Leave out every picture, then transcribe the rest of the listing exactly.

───── GIVEN DATA

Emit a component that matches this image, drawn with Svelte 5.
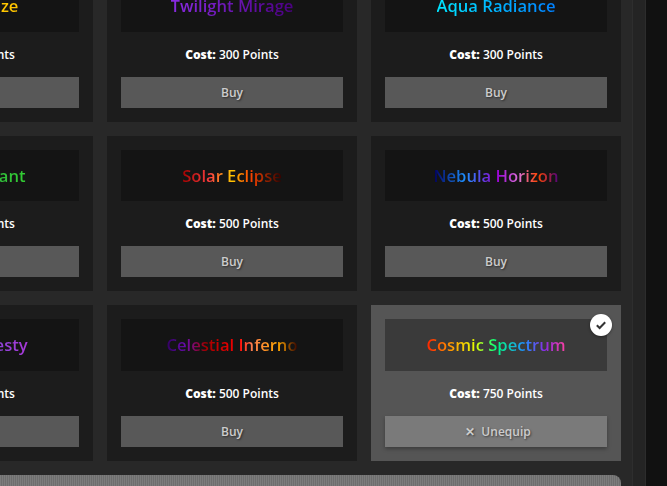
<script>
  const rows = [
    [
      { name: "Amber Blaze", cost: 300, fx: "gold" },
      { name: "Twilight Mirage", cost: 300, fx: "twilight" },
      { name: "Aqua Radiance", cost: 300, fx: "aqua" }
    ],
    [
      { name: "Green Radiant", cost: 500, fx: "emerald" },
      { name: "Solar Eclipse", cost: 500, fx: "solar" },
      { name: "Nebula Horizon", cost: 500, fx: "nebula" }
    ],
    [
      { name: "Purple Majesty", cost: 500, fx: "royal" },
      { name: "Celestial Inferno", cost: 500, fx: "inferno" },
      { name: "Cosmic Spectrum", cost: 750, fx: "cosmic", equipped: true }
    ]
  ];
  const items = rows.flat();
</script>

<div class="page">
  <main class="shop">
    <div class="grid">
      {#each items as item}
        <article class="card" class:equipped={item.equipped}>
          {#if item.equipped}
            <span class="badge">
              <svg viewBox="0 0 12 12" width="12" height="12">
                <path d="M1.8 6.3 4.6 9 10.2 3.2" fill="none" stroke="#333" stroke-width="2" />
              </svg>
            </span>
          {/if}
          <div class="preview"><span class="name {item.fx}">{item.name}</span></div>
          <p class="cost"><b>Cost:</b> {item.cost} Points</p>
          <button type="button">
            {#if item.equipped}<span class="x">✕</span> Unequip{:else}Buy{/if}
          </button>
        </article>
      {/each}
    </div>
    <div class="bar"></div>
  </main>
  <div class="track"></div>
  <div class="outside"></div>
</div>

<style>
  :global(body) {
    background: #111;
  }

  .page {
    display: flex;
    height: 486px;
    width: 667px;
    overflow: hidden;
    font-family: "Open Sans", "Noto Sans", sans-serif;
  }

  .shop {
    width: 632px;
    flex: none;
    background: #282828;
    overflow: hidden;
  }

  .grid {
    display: grid;
    grid-template-columns: repeat(3, 250px);
    gap: 14px;
    margin: -34px 0 0 -157px;
  }

  .card {
    position: relative;
    height: 155.5px;
    box-sizing: border-box;
    padding: 14px;
    background: #1c1c1c;
    text-align: center;
  }

  .card.equipped {
    background: #555;
  }

  .preview {
    height: 51.5px;
    display: flex;
    align-items: center;
    justify-content: center;
    background: #141414;
    font-size: 16.6px;
    font-weight: 600;
  }

  .equipped .preview {
    background: #3a3a3a;
  }

  .name {
    background-clip: text;
    -webkit-background-clip: text;
    color: transparent;
  }

  .gold { background-image: linear-gradient(90deg, #ffd700, #ffc400); }
  .twilight { background-image: linear-gradient(90deg, #8a2be2, #4b0082); }
  .aqua { background-image: linear-gradient(90deg, #00e5ff, #0080ff); }
  .emerald { background-image: linear-gradient(90deg, #2e8b57, #32cd32); }
  .royal { background-image: linear-gradient(90deg, #4169e1, #a838d8); }
  .solar { background-image: linear-gradient(90deg, #a00000, #ff4040 28%, #ffc800 50%, #ff4500 68%, #300000); }
  .nebula { background-image: linear-gradient(90deg, #000060, #1e90ff 25%, #9400d3 50%, #da70d6 68%, #ff4500 83%, #4b0082); }
  .inferno { background-image: linear-gradient(90deg, #300060, #6a0dad 15%, #a00000 30%, #ff0000 55%, #ff7f50 65%, #ffa500 85%, #300000); }
  .cosmic { background-image: linear-gradient(90deg, #ff2000, #ffa500 20%, #e8ff00 35%, #00ff7f 50%, #1e90ff 70%, #8a2be2 85%, #ff40a0); }

  .cost {
    margin: 0;
    height: 45.2px;
    line-height: 45px;
    font-size: 12px;
    font-weight: 600;
    color: #fff;
  }

  .cost b {
    font-weight: 800;
  }

  button {
    display: block;
    width: 100%;
    height: 31px;
    padding: 0;
    border: 0;
    background: #585858;
    color: #ccc;
    font: 600 12px "Open Sans", "Noto Sans", sans-serif;
    text-shadow: 1px 1px 2px rgba(0, 0, 0, 0.5);
  }

  .equipped button {
    padding-left: 4px;
    background: #7a7a7a;
    box-shadow: 0 2px 4px rgba(0, 0, 0, 0.3);
  }

  .x {
    margin-right: 3px;
  }

  .badge {
    position: absolute;
    top: 9px;
    right: 9px;
    width: 22px;
    height: 22px;
    border-radius: 50%;
    background: #fff;
    display: flex;
    align-items: center;
    justify-content: center;
    box-shadow: 0 1px 3px rgba(0, 0, 0, 0.4);
  }

  .bar {
    height: 40px;
    width: 621px;
    margin-top: 14px;
    border-radius: 0 8px 0 0;
    background: repeating-linear-gradient(90deg, #7c7c7c 0 1px, #6e6e6e 1px 2px);
  }

  .track {
    width: 14px;
    flex: none;
    background: #242424;
    border-left: 1px solid #2e2e2e;
    border-right: 1px solid #2c2c2c;
    box-sizing: border-box;
  }

  .outside {
    flex: 1;
    background: #111;
  }
</style>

──────────

RESPONSE:
Emit a component that matches this image, drawn with Svelte 5.
<script>
  const rows = [
    [
      { name: "Amber Blaze", cost: 300, fx: "gold" },
      { name: "Twilight Mirage", cost: 300, fx: "twilight" },
      { name: "Aqua Radiance", cost: 300, fx: "aqua" }
    ],
    [
      { name: "Green Radiant", cost: 500, fx: "emerald" },
      { name: "Solar Eclipse", cost: 500, fx: "solar" },
      { name: "Nebula Horizon", cost: 500, fx: "nebula" }
    ],
    [
      { name: "Purple Majesty", cost: 500, fx: "royal" },
      { name: "Celestial Inferno", cost: 500, fx: "inferno" },
      { name: "Cosmic Spectrum", cost: 750, fx: "cosmic", equipped: true }
    ]
  ];
  const items = rows.flat();
</script>

<div class="page">
  <main class="shop">
    <div class="grid">
      {#each items as item}
        <article class="card" class:equipped={item.equipped}>
          {#if item.equipped}
            <span class="badge">
              <svg viewBox="0 0 12 12" width="12" height="12">
                <path d="M1.8 6.3 4.6 9 10.2 3.2" fill="none" stroke="#333" stroke-width="2" />
              </svg>
            </span>
          {/if}
          <div class="preview"><span class="name {item.fx}">{item.name}</span></div>
          <p class="cost"><b>Cost:</b> {item.cost} Points</p>
          <button type="button">
            {#if item.equipped}<span class="x">✕</span> Unequip{:else}Buy{/if}
          </button>
        </article>
      {/each}
    </div>
    <div class="bar"></div>
  </main>
  <div class="track"></div>
  <div class="outside"></div>
</div>

<style>
  :global(body) {
    background: #111;
  }

  .page {
    display: flex;
    height: 486px;
    width: 667px;
    overflow: hidden;
    font-family: "Open Sans", "Noto Sans", sans-serif;
  }

  .shop {
    width: 632px;
    flex: none;
    background: #282828;
    overflow: hidden;
  }

  .grid {
    display: grid;
    grid-template-columns: repeat(3, 250px);
    gap: 14px;
    margin: -34px 0 0 -157px;
  }

  .card {
    position: relative;
    height: 155.5px;
    box-sizing: border-box;
    padding: 14px;
    background: #1c1c1c;
    text-align: center;
  }

  .card.equipped {
    background: #555;
  }

  .preview {
    height: 51.5px;
    display: flex;
    align-items: center;
    justify-content: center;
    background: #141414;
    font-size: 16.6px;
    font-weight: 600;
  }

  .equipped .preview {
    background: #3a3a3a;
  }

  .name {
    background-clip: text;
    -webkit-background-clip: text;
    color: transparent;
  }

  .gold { background-image: linear-gradient(90deg, #ffd700, #ffc400); }
  .twilight { background-image: linear-gradient(90deg, #8a2be2, #4b0082); }
  .aqua { background-image: linear-gradient(90deg, #00e5ff, #0080ff); }
  .emerald { background-image: linear-gradient(90deg, #2e8b57, #32cd32); }
  .royal { background-image: linear-gradient(90deg, #4169e1, #a838d8); }
  .solar { background-image: linear-gradient(90deg, #a00000, #ff4040 28%, #ffc800 50%, #ff4500 68%, #300000); }
  .nebula { background-image: linear-gradient(90deg, #000060, #1e90ff 25%, #9400d3 50%, #da70d6 68%, #ff4500 83%, #4b0082); }
  .inferno { background-image: linear-gradient(90deg, #300060, #6a0dad 15%, #a00000 30%, #ff0000 55%, #ff7f50 65%, #ffa500 85%, #300000); }
  .cosmic { background-image: linear-gradient(90deg, #ff2000, #ffa500 20%, #e8ff00 35%, #00ff7f 50%, #1e90ff 70%, #8a2be2 85%, #ff40a0); }

  .cost {
    margin: 0;
    height: 45.2px;
    line-height: 45px;
    font-size: 12px;
    font-weight: 600;
    color: #fff;
  }

  .cost b {
    font-weight: 800;
  }

  button {
    display: block;
    width: 100%;
    height: 31px;
    padding: 0;
    border: 0;
    background: #585858;
    color: #ccc;
    font: 600 12px "Open Sans", "Noto Sans", sans-serif;
    text-shadow: 1px 1px 2px rgba(0, 0, 0, 0.5);
  }

  .equipped button {
    padding-left: 4px;
    background: #7a7a7a;
    box-shadow: 0 2px 4px rgba(0, 0, 0, 0.3);
  }

  .x {
    margin-right: 3px;
  }

  .badge {
    position: absolute;
    top: 9px;
    right: 9px;
    width: 22px;
    height: 22px;
    border-radius: 50%;
    background: #fff;
    display: flex;
    align-items: center;
    justify-content: center;
    box-shadow: 0 1px 3px rgba(0, 0, 0, 0.4);
  }

  .bar {
    height: 40px;
    width: 621px;
    margin-top: 14px;
    border-radius: 0 8px 0 0;
    background: repeating-linear-gradient(90deg, #7c7c7c 0 1px, #6e6e6e 1px 2px);
  }

  .track {
    width: 14px;
    flex: none;
    background: #242424;
    border-left: 1px solid #2e2e2e;
    border-right: 1px solid #2c2c2c;
    box-sizing: border-box;
  }

  .outside {
    flex: 1;
    background: #111;
  }
</style>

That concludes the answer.